Spiegel des James Webb Teleskops. Foto: NASA Goddard

Junge ausgewachsene Galaxien

Ähnliche Fragen stellen sich die Astrophysiker, nachdem das James-Webb-Teleskop seit vergangenem Sommer nun erste Bilder zur Erde sendet. Das Weltraumteleskop kreist in 1,5 Millionen Kilometern über der Nachtseite der Erde. Geschützt von einem Sonnenschirm, vermag das Teleskop Licht am roten Ende des Spektrums einzufangen. Dazu ist die Apparatur auf eine Restwärme von 3 Grad über dem absoluten Nullpunkt abgekühlt, um Spuren von Wärmestrahlung im Kosmos zu empfangen. Wie ein wegfahrendes Fahrzeug tiefer klingt als ein herbeifahrendes, weil sich einmal die Wellen stauchen und dann dehnen, so leuchtet ein fortstrebender Stern rötlicher als ein auf die Erde zueilender. Christian Doppler, der das Phänomen beschrieb, gab ihm auch seinen Namen. Gemäß der Urknalltheorie strebte am Anfang, vor 15 Milliarden Jahren, die Materie am schnellsten auseinander und verlangsamte sich dann durch die gegenseitige Anziehungskraft. Aus diesem Gedanken folgt, dass diejenigen Sterne und Galaxien am rötlichsten erscheinen und somit am schnellsten fliehen, die am ältesten, am nächsten an dem Schöpfungsmoment vor den errechneten 15 Milliarden Jahren sind.
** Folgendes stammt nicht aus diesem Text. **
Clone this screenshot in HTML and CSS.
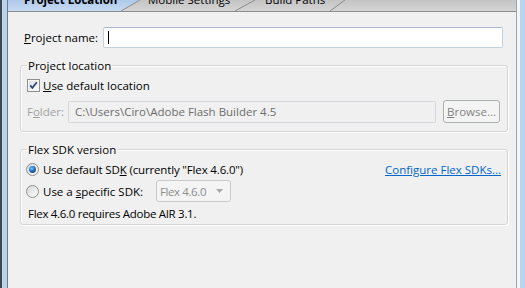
FILE: index.html
```html
<!DOCTYPE html>
<html>
<head>
    <title>New Flex Project</title>
    <link rel="stylesheet" href="styles.css">
</head>
<body>
    <div class="window">
        <div class="tabs">
            <div class="tab active"><span>Project Location</span></div>
            <svg class="slant" width="19" height="11" viewBox="0 0 19 11">
                <defs>
                    <linearGradient id="tabBlue" x1="0" y1="0" x2="0" y2="1">
                        <stop offset="0" stop-color="#b0c9ea"/>
                        <stop offset="1" stop-color="#c6daf2"/>
                    </linearGradient>
                </defs>
                <polygon points="0,0 19,0 0,11" fill="url(#tabBlue)"/>
                <line x1="0" y1="11" x2="19" y2="0" stroke="#8c8c8c"/>
            </svg>
            <div class="tab"><span>Mobile Settings</span></div>
            <svg class="slant" width="20" height="11" viewBox="0 0 20 11">
                <line x1="0" y1="11" x2="20" y2="0" stroke="#8c8c8c"/>
            </svg>
            <div class="tab build"><span>Build Paths</span></div>
            <svg class="slant" width="15" height="11" viewBox="0 0 15 11">
                <line x1="0" y1="11" x2="15" y2="0" stroke="#8c8c8c"/>
            </svg>
            <div class="tab-rest"></div>
        </div>

        <div class="page">
            <div class="name-row">
                <label class="name-label"><u>P</u>roject name:</label>
                <div class="textbox name-input"><span class="caret"></span></div>
            </div>

            <fieldset class="group location">
                <legend>Project location</legend>
                <div class="check-row">
                    <svg class="checkbox" width="13" height="13" viewBox="0 0 13 13">
                        <defs>
                            <linearGradient id="boxFill" x1="0" y1="0" x2="1" y2="1">
                                <stop offset="0" stop-color="#dcdedf"/>
                                <stop offset="1" stop-color="#fbfbfb"/>
                            </linearGradient>
                        </defs>
                        <rect x="0.5" y="0.5" width="12" height="12" fill="#f6f6f6" stroke="#8e8f8f"/>
                        <rect x="2" y="2" width="9" height="9" fill="url(#boxFill)"/>
                        <path d="M3.2 6.4 L5.4 8.9 L9.8 3.3" fill="none" stroke="#2c4877" stroke-width="1.8"/>
                    </svg>
                    <span><u>U</u>se default location</span>
                </div>
                <div class="folder-row">
                    <span class="folder-label">F<u>o</u>lder:</span>
                    <div class="textbox disabled folder-input">C:\Users\Ciro\Adobe Flash Builder 4.5</div>
                    <div class="btn disabled"><span><u>B</u>rowse...</span></div>
                </div>
            </fieldset>

            <fieldset class="group sdk">
                <legend>Flex SDK version</legend>
                <div class="radio-row first">
                    <svg class="radio" width="13" height="13" viewBox="0 0 13 13">
                        <defs>
                            <linearGradient id="radioFill" x1="0" y1="0" x2="1" y2="1">
                                <stop offset="0" stop-color="#d4d6d8"/>
                                <stop offset="1" stop-color="#fdfdfd"/>
                            </linearGradient>
                            <radialGradient id="radioDot" cx="0.4" cy="0.35" r="0.7">
                                <stop offset="0" stop-color="#8fd0ff"/>
                                <stop offset="0.45" stop-color="#2b7fd3"/>
                                <stop offset="1" stop-color="#0f3c78"/>
                            </radialGradient>
                        </defs>
                        <circle cx="6.5" cy="6.5" r="6" fill="url(#radioFill)" stroke="#8e8f8f"/>
                        <circle cx="6.5" cy="6.5" r="3.4" fill="url(#radioDot)"/>
                    </svg>
                    <span class="default-label">Use default SD<u>K</u> (currently "Flex 4.6.0")</span>
                    <a class="link">Configure Flex SDKs...</a>
                </div>
                <div class="radio-row second">
                    <svg class="radio" width="13" height="13" viewBox="0 0 13 13">
                        <circle cx="6.5" cy="6.5" r="6" fill="url(#radioFill)" stroke="#8e8f8f"/>
                    </svg>
                    <span class="specific-label">Use a <u>s</u>pecific SDK:</span>
                    <div class="combo disabled">
                        <span>Flex 4.6.0</span>
                        <svg class="arrow" width="7" height="4" viewBox="0 0 7 4">
                            <polygon points="0,0 7,0 3.5,4" fill="#a8a8a8"/>
                        </svg>
                    </div>
                </div>
                <p class="note">Flex 4.6.0 requires Adobe AIR 3.1.</p>
            </fieldset>
        </div>
    </div>
</body>
</html>
```

FILE: styles.css
```css
body {
    margin: 0;
    height: 288px;
    overflow: hidden;
    background: #bcd3ec;
    border-left: 2px solid #3f4953;
    font-family: "Open Sans", "Noto Sans", sans-serif;
    font-size: 11.5px;
    color: #000;
}
.window {
    margin-left: 5px;
    width: 508px;
    height: 288px;
    border-left: 1px solid #6f7c8a;
    border-right: 1px solid #a3a3a3;
    box-shadow: 3px 0 0 #f4f6f9;
    background: #f0f0f0;
}
.tabs {
    display: flex;
    height: 11px;
    overflow: hidden;
    border-bottom: 1px solid #8c8c8c;
    background: linear-gradient(#c4c4c4, #d4d4d4);
}
.tab {
    flex: none;
    height: 11px;
    box-sizing: border-box;
    white-space: nowrap;
    width: 95px;
    padding-left: 8px;
}
.tab span {
    display: block;
    line-height: 22px;
    margin-top: -11px;
}
.tab.active {
    width: 113px;
    padding-left: 16px;
    font-weight: bold;
    background: linear-gradient(#b0c9ea, #c6daf2);
}
.tab.build {
    width: 75px;
    padding-left: 10px;
}
.slant {
    flex: none;
    display: block;
}
.tab-rest {
    flex: 1;
}
.page {
    padding: 15px 0 0 12px;
}
.name-row {
    display: flex;
    align-items: center;
    padding-left: 4px;
}
.name-label {
    width: 79px;
}
.textbox {
    box-sizing: border-box;
    height: 21px;
    border: 1px solid #c3d0de;
    border-top-color: #a9b8ca;
    border-radius: 2px;
    background: #fff;
    display: flex;
    align-items: center;
}
.name-input {
    width: 400px;
}
.caret {
    display: block;
    width: 1px;
    height: 13px;
    margin-left: 4px;
    background: #000;
}
.group {
    margin: 10px 0 0 0;
    width: 488px;
    box-sizing: border-box;
    border: 1px solid #d5d5d5;
    border-radius: 3px;
    padding: 0 6px 8px 6px;
    box-shadow: inset 1px 1px 0 #fff, 1px 1px 0 #fff;
}
.group legend {
    padding: 0 1px;
    line-height: 15px;
}
.group.sdk {
    margin-top: 10px;
    padding-bottom: 3px;
}
.check-row {
    display: flex;
    align-items: center;
    gap: 3px;
    height: 15px;
    margin-top: 5px;
}
.folder-row {
    display: flex;
    align-items: center;
    height: 23px;
    margin-top: 7px;
}
.folder-label {
    width: 41px;
    color: #a0a0a0;
}
.textbox.disabled {
    background: #f0f0f0;
    border-color: #d2d6da;
    color: #6d6d6d;
}
.folder-input {
    width: 368px;
    height: 22px;
    padding-left: 6px;
}
.btn {
    margin-left: 7px;
    width: 57px;
    height: 23px;
    box-sizing: border-box;
    border: 1px solid #adb2b5;
    border-radius: 3px;
    background: #f4f4f4;
    color: #838383;
    display: flex;
    align-items: center;
    justify-content: center;
}
.radio-row {
    display: flex;
    align-items: center;
    gap: 4px;
}
.radio {
    margin-left: -1px;
    flex: none;
}
.radio-row.first {
    height: 15px;
    margin-top: 5px;
}
.radio-row.second {
    height: 22px;
    margin-top: 3px;
}
.default-label {
    letter-spacing: -0.15px;
}
.link {
    margin-left: auto;
    color: #0066cc;
    text-decoration: underline;
}
.specific-label {
    width: 109px;
}
.combo {
    width: 75px;
    height: 22px;
    box-sizing: border-box;
    border: 1px solid #c9c9c9;
    border-radius: 3px;
    background: #f4f4f4;
    color: #8d8d8d;
    display: flex;
    align-items: center;
    padding-left: 3px;
    letter-spacing: -0.4px;
}
.combo .arrow {
    margin-left: auto;
    margin-right: 7px;
}
.note {
    margin: 4px 0 0 1px;
    line-height: 15px;
    letter-spacing: -0.3px;
}
```
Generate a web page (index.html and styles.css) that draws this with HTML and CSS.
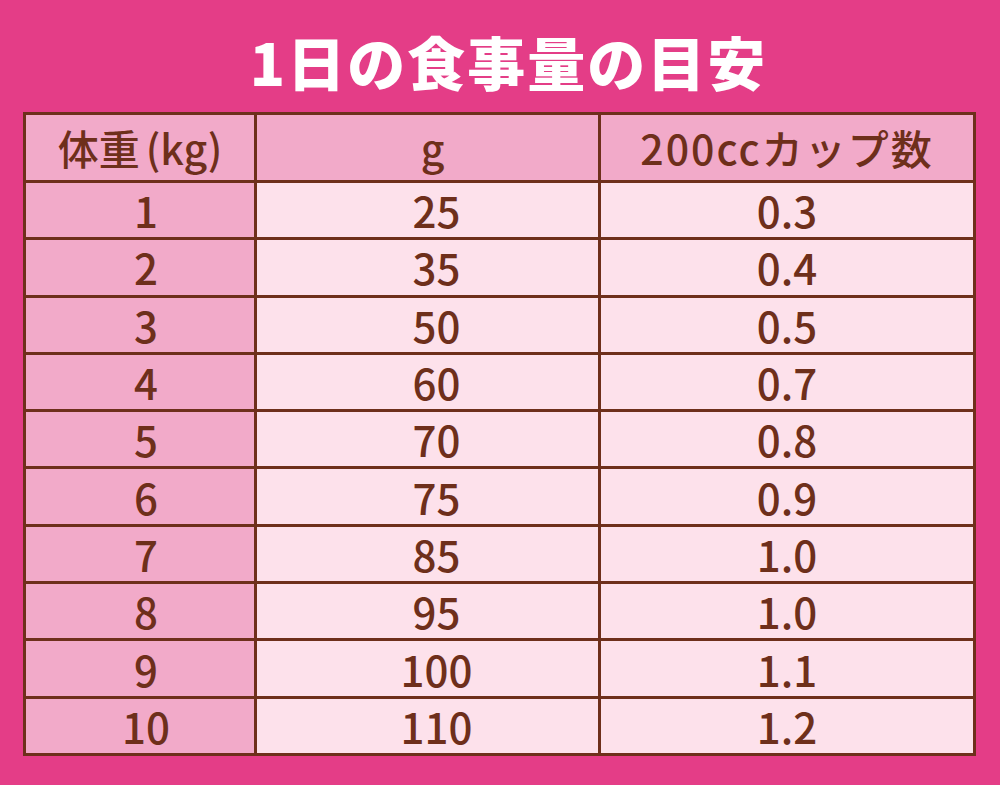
FILE: index.html
```html
<!DOCTYPE html>
<html lang="ja">
<head>
<meta charset="utf-8">
<title>1日の食事量の目安</title>
<link rel="stylesheet" href="styles.css">
</head>
<body>
<div class="page">
  <h1 class="title">1日の食事量の目安</h1>
  <div class="table">
    <div class="cell head">体重<span class="paren">(kg)</span></div>
    <div class="cell head c2">g</div>
    <div class="cell head wide">200ccカップ数</div>

    <div class="cell key">1</div><div class="cell c2">25</div><div class="cell">0.3</div>
    <div class="cell key">2</div><div class="cell c2">35</div><div class="cell">0.4</div>
    <div class="cell key">3</div><div class="cell c2">50</div><div class="cell">0.5</div>
    <div class="cell key">4</div><div class="cell c2">60</div><div class="cell">0.7</div>
    <div class="cell key">5</div><div class="cell c2">70</div><div class="cell">0.8</div>
    <div class="cell key">6</div><div class="cell c2">75</div><div class="cell">0.9</div>
    <div class="cell key">7</div><div class="cell c2">85</div><div class="cell">1.0</div>
    <div class="cell key">8</div><div class="cell c2">95</div><div class="cell">1.0</div>
    <div class="cell key">9</div><div class="cell c2">100</div><div class="cell">1.1</div>
    <div class="cell key">10</div><div class="cell c2">110</div><div class="cell">1.2</div>
  </div>
</div>
</body>
</html>
```

FILE: styles.css
```css
html, body {
  margin: 0;
  padding: 0;
}
body {
  background: #e43d87;
  font-family: "Noto Sans CJK JP", "Noto Sans", sans-serif;
}
.page {
  width: 1000px;
  height: 785px;
  padding-left: 23px;
  box-sizing: border-box;
}
.title {
  margin: 0;
  height: 112px;
  width: 953px;
  display: flex;
  align-items: center;
  justify-content: center;
  color: #ffffff;
  font-size: 58px;
  font-weight: 900;
  letter-spacing: 2px;
  line-height: 1;
  padding-top: 10px;
  padding-left: 18px;
  box-sizing: border-box;
}
.table {
  width: 953px;
  display: grid;
  grid-template-columns: 228px 341px 372px;
  grid-template-rows: 65px repeat(10, 54.3px);
  gap: 3px;
  padding: 3px;
  box-sizing: border-box;
  background: #6e2f1b;
}
.cell {
  display: flex;
  align-items: center;
  justify-content: center;
  background: #fde1eb;
  color: #6e2f1b;
  font-size: 42px;
  font-weight: 500;
  line-height: 1;
}
.head {
  background: #f2aac9;
  font-size: 41px;
}
.paren {
  margin-left: 6px;
}
.wide {
  letter-spacing: 2px;
}
.key {
  background: #f2aac9;
  padding-left: 12px;
}
.head.key, .head:first-child {
  padding-left: 0;
}
.c2 {
  padding-left: 18px;
}
.head.c2 {
  padding-left: 10px;
}
```
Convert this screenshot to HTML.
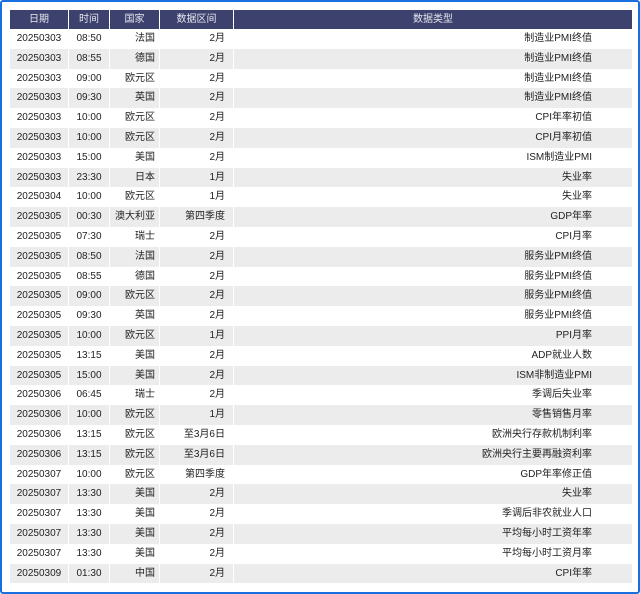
<!DOCTYPE html><html><head><meta charset="utf-8"><style>
*{margin:0;padding:0;box-sizing:border-box}
body{width:640px;height:594px;background:#fff;position:relative;overflow:hidden;font-family:"Liberation Sans","Noto Sans CJK SC",sans-serif;font-size:10px;color:#222}
.frame{position:absolute;left:0;top:0;width:640px;height:594px;border:2px solid #1a6fe0;border-radius:3px}
.t{position:absolute;left:10px;top:10px;width:622px}
.r{display:flex;height:19.8px;line-height:19.8px}
.r span{display:block;height:100%;margin-right:1px;white-space:nowrap;overflow:hidden}
.r span:nth-child(1){width:58px;text-align:center}
.r span:nth-child(2){width:40px;text-align:center}
.r span:nth-child(3){width:49px;text-align:right;padding-right:4px}
.r span:nth-child(4){width:73px;text-align:right;padding-right:8px}
.r span:nth-child(5){flex:1;margin-right:0;text-align:right;padding-right:40px}
.h{height:19px;line-height:19px}
.h span{background:#3c416d;color:#e8e8f0;text-align:center!important;padding:0!important}
.r:nth-child(odd):not(.h) span{background:#ececec}
</style></head><body><div class="frame"></div>
<div class="t">
<div class="r h"><span>日期</span><span>时间</span><span>国家</span><span>数据区间</span><span>数据类型</span></div>
<div class="r"><span>20250303</span><span>08:50</span><span>法国</span><span>2月</span><span>制造业PMI终值</span></div>
<div class="r"><span>20250303</span><span>08:55</span><span>德国</span><span>2月</span><span>制造业PMI终值</span></div>
<div class="r"><span>20250303</span><span>09:00</span><span>欧元区</span><span>2月</span><span>制造业PMI终值</span></div>
<div class="r"><span>20250303</span><span>09:30</span><span>英国</span><span>2月</span><span>制造业PMI终值</span></div>
<div class="r"><span>20250303</span><span>10:00</span><span>欧元区</span><span>2月</span><span>CPI年率初值</span></div>
<div class="r"><span>20250303</span><span>10:00</span><span>欧元区</span><span>2月</span><span>CPI月率初值</span></div>
<div class="r"><span>20250303</span><span>15:00</span><span>美国</span><span>2月</span><span>ISM制造业PMI</span></div>
<div class="r"><span>20250303</span><span>23:30</span><span>日本</span><span>1月</span><span>失业率</span></div>
<div class="r"><span>20250304</span><span>10:00</span><span>欧元区</span><span>1月</span><span>失业率</span></div>
<div class="r"><span>20250305</span><span>00:30</span><span>澳大利亚</span><span>第四季度</span><span>GDP年率</span></div>
<div class="r"><span>20250305</span><span>07:30</span><span>瑞士</span><span>2月</span><span>CPI月率</span></div>
<div class="r"><span>20250305</span><span>08:50</span><span>法国</span><span>2月</span><span>服务业PMI终值</span></div>
<div class="r"><span>20250305</span><span>08:55</span><span>德国</span><span>2月</span><span>服务业PMI终值</span></div>
<div class="r"><span>20250305</span><span>09:00</span><span>欧元区</span><span>2月</span><span>服务业PMI终值</span></div>
<div class="r"><span>20250305</span><span>09:30</span><span>英国</span><span>2月</span><span>服务业PMI终值</span></div>
<div class="r"><span>20250305</span><span>10:00</span><span>欧元区</span><span>1月</span><span>PPI月率</span></div>
<div class="r"><span>20250305</span><span>13:15</span><span>美国</span><span>2月</span><span>ADP就业人数</span></div>
<div class="r"><span>20250305</span><span>15:00</span><span>美国</span><span>2月</span><span>ISM非制造业PMI</span></div>
<div class="r"><span>20250306</span><span>06:45</span><span>瑞士</span><span>2月</span><span>季调后失业率</span></div>
<div class="r"><span>20250306</span><span>10:00</span><span>欧元区</span><span>1月</span><span>零售销售月率</span></div>
<div class="r"><span>20250306</span><span>13:15</span><span>欧元区</span><span>至3月6日</span><span>欧洲央行存款机制利率</span></div>
<div class="r"><span>20250306</span><span>13:15</span><span>欧元区</span><span>至3月6日</span><span>欧洲央行主要再融资利率</span></div>
<div class="r"><span>20250307</span><span>10:00</span><span>欧元区</span><span>第四季度</span><span>GDP年率修正值</span></div>
<div class="r"><span>20250307</span><span>13:30</span><span>美国</span><span>2月</span><span>失业率</span></div>
<div class="r"><span>20250307</span><span>13:30</span><span>美国</span><span>2月</span><span>季调后非农就业人口</span></div>
<div class="r"><span>20250307</span><span>13:30</span><span>美国</span><span>2月</span><span>平均每小时工资年率</span></div>
<div class="r"><span>20250307</span><span>13:30</span><span>美国</span><span>2月</span><span>平均每小时工资月率</span></div>
<div class="r"><span>20250309</span><span>01:30</span><span>中国</span><span>2月</span><span>CPI年率</span></div>
</div></body></html>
Das James-Webb-Teleskop fand nun Galaxien mit einer solchen Rotverschiebung, dass davon auszugehen ist, dass sie 350 Millionen Jahre nach dem errechneten ersten Schöpfungsmoment des Universums schon existiert haben müssen. Ivo Labbé und seine Mitarbeitenden von der Swinburne University in Melbourne schreiben in der Zeitschrift ‹Nature›, dass die galaktischen Objekte so groß und ausgereift seien, wie es gemäß der bisherigen Theorie kaum denkbar sei. Die Bilder aus der Urzeit des Universums belegen, dass nach nur drei Prozent von dessen Alter bereits milchstraßengroße Galaxien bestanden haben.

Vollkommenheit am Anfang

Die Raum- und Zeitvorstellungen heutiger Kosmologie fußen auf dem Grundsatz, dass überall und zu jeder Zeit die gleichen Naturgesetze gelten. Wie hier und heute Salz kristallisiert, ist in 100 Millionen Lichtjahren Entfernung und 10 Milliarden Jahren Vergangenheit nicht anders. Wenn in den Anfangsgründen die Naturgesetze ebenfalls in Entwicklung waren, ändern sich alle Zeit- und Raumbestimmungen. Was sich nicht ändert, sind die Beobachtungen des James-Webb-Teleskops, dass nahe am Ursprung von Zeit und Raum schon manche Welten vollkommen waren und dann andere, unsere, diesen Welten folgten. Wenn es so wäre, was würde das heißen? Im Anfang ist schon etwas von der Gegenwart enthalten. Nichts anderes sagt das sogenannte starke anthropische Prinzip der Kosmologie, wenn es um uns Menschen geht: die Wahrscheinlichkeit, dass auf einem Planeten menschliches Leben entstehen konnte, ist so gering, dass das schon am Anfang als Ziel existiert haben muss.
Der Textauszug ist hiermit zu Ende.